Ross from Friends
The 90s are making a comeback, from high-waisted jeans to colorful hair scrunchies. To complete the nostalgic return to that last decade of the previous century, Twitter is lighting up about the classic 90s sitcom “Friends.” This time, the spotlight isn’t on Jennifer Aniston, it’s on…Ross?
Monica’s older brother, Ross Geller, is at the center of some controversy: Would he have any friends if he weren’t Monica’s brother? Early results are suggesting he definitely would not. Emily Heller began the discussion on Twitter with her theory that the writers had to make him a blood relative to one of the main characters or else viewers wouldn’t be on his side after his divorce. His ex-wife Carol is by far the more likable of the two, so viewers would be on Team Carol if not for his role as Monica’s older brother. One tweeter put it bluntly, “Nobody wants to hang out with the sad guy who owns a monkey.”
Described as “a hopeless romantic” and “a loveable nerd,” Dr. Ross Geller is a paleontologist whose wife divorces him shortly after the show’s beginning when she comes out as a lesbian. Ross proves unlucky in love throughout the show’s seasons. In his own words, “First divorce: wife’s hidden sexuality, not my fault. The second divorce: said the wrong name at the altar, kind of my fault. Third divorce: they shouldn’t let you get married when you’re that drunk and have stuff drawn all over your face, Nevada’s fault.”
Whose fault is it, though, that Ross is the least popular of the show’s six main characters? There seem to be endless reasons to pick Ross as the least favorite friend, from his cowardice as seen in his relationship with Rachel, to his arrogance and overall opinion that he’s the smartest person in the room. He also never seems to get over his trust issues after Carol and is generally an insecure person who is hard to get along with. Definitely not the ideal friend.
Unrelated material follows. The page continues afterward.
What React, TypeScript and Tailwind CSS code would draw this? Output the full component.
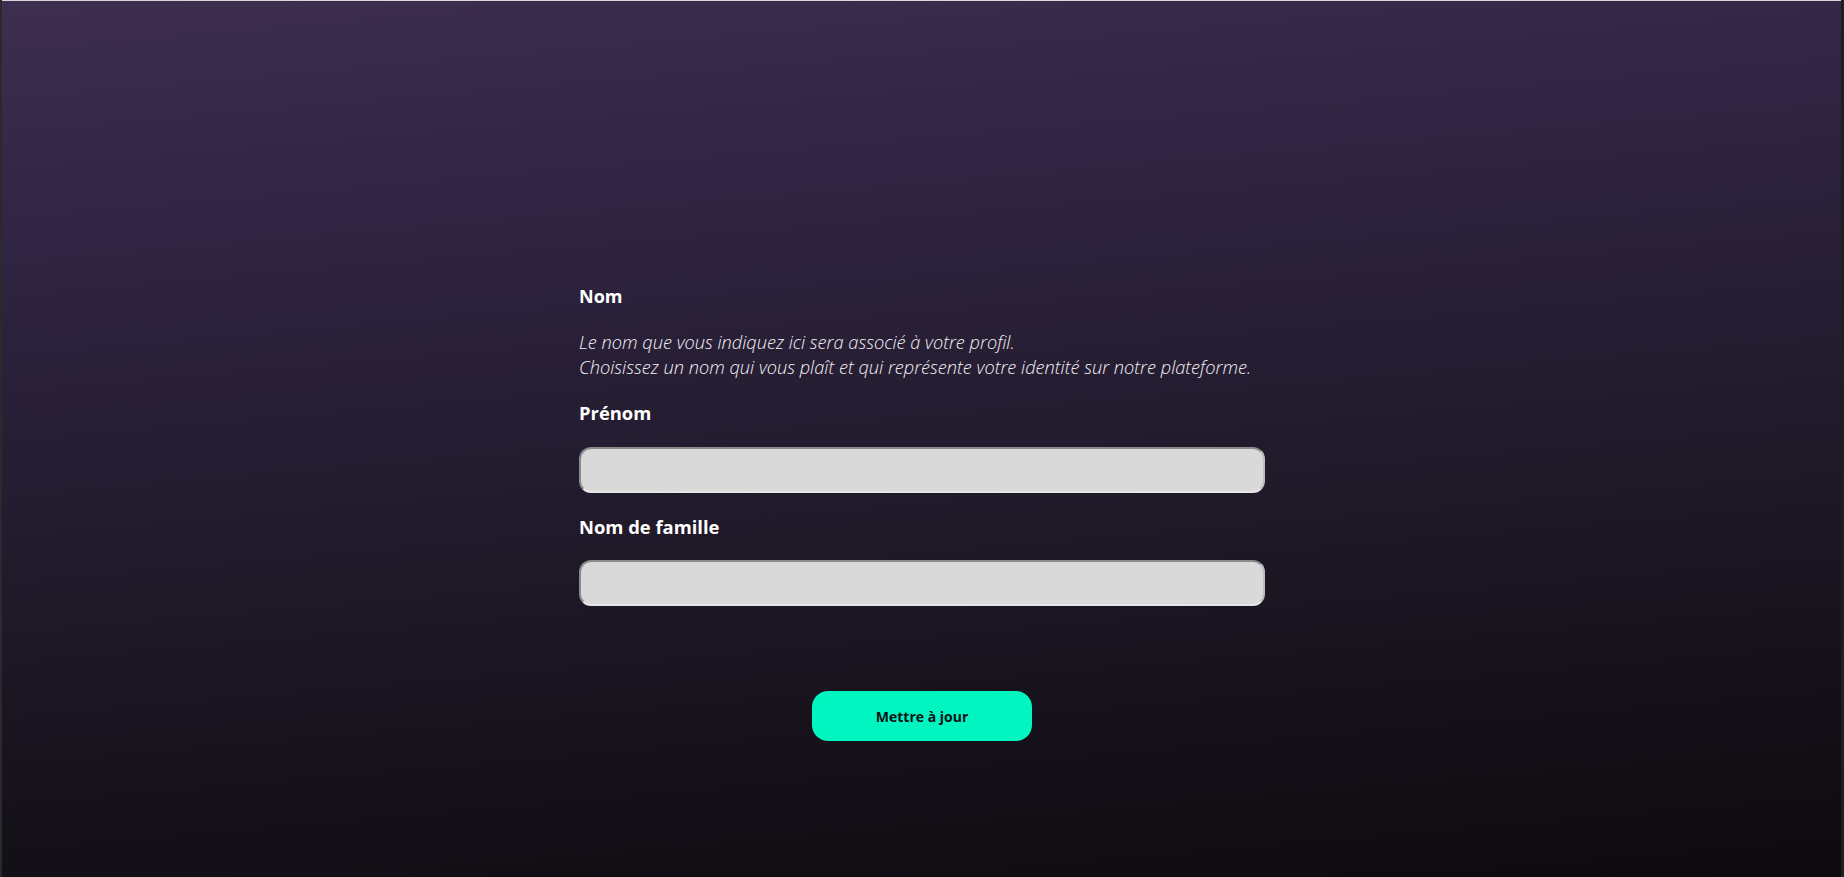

Though “Friends” stopped airing fourteen years ago in 2004, its popularity is resurging among millennials. According to Lucy Mangan of The Guardian, “Friends” is probably so attractive to millennials because it reminds them of a simpler time. Nowadays, you get thousands of virtual friends liking your social media posts, but in “Friends” you see a closely knit group of friends getting together and having face-to-face conversations that now seem quaint in the age of texting.
In Burbank, California, the Warner Bros. studio tour has found that the set of Central Perk from “Friends” is one of its most popular attractions. The iconic orange couch at the heart of the coffee shop is a favorite spot for selfies and has even seen dozens of marriage proposals by tourists. No other show from the 90s comes close to evoking emotion like “Friends” does, especially among nostalgic millennials who yearn for simpler times when you could focus on six close friends rather than hundreds of virtual ones.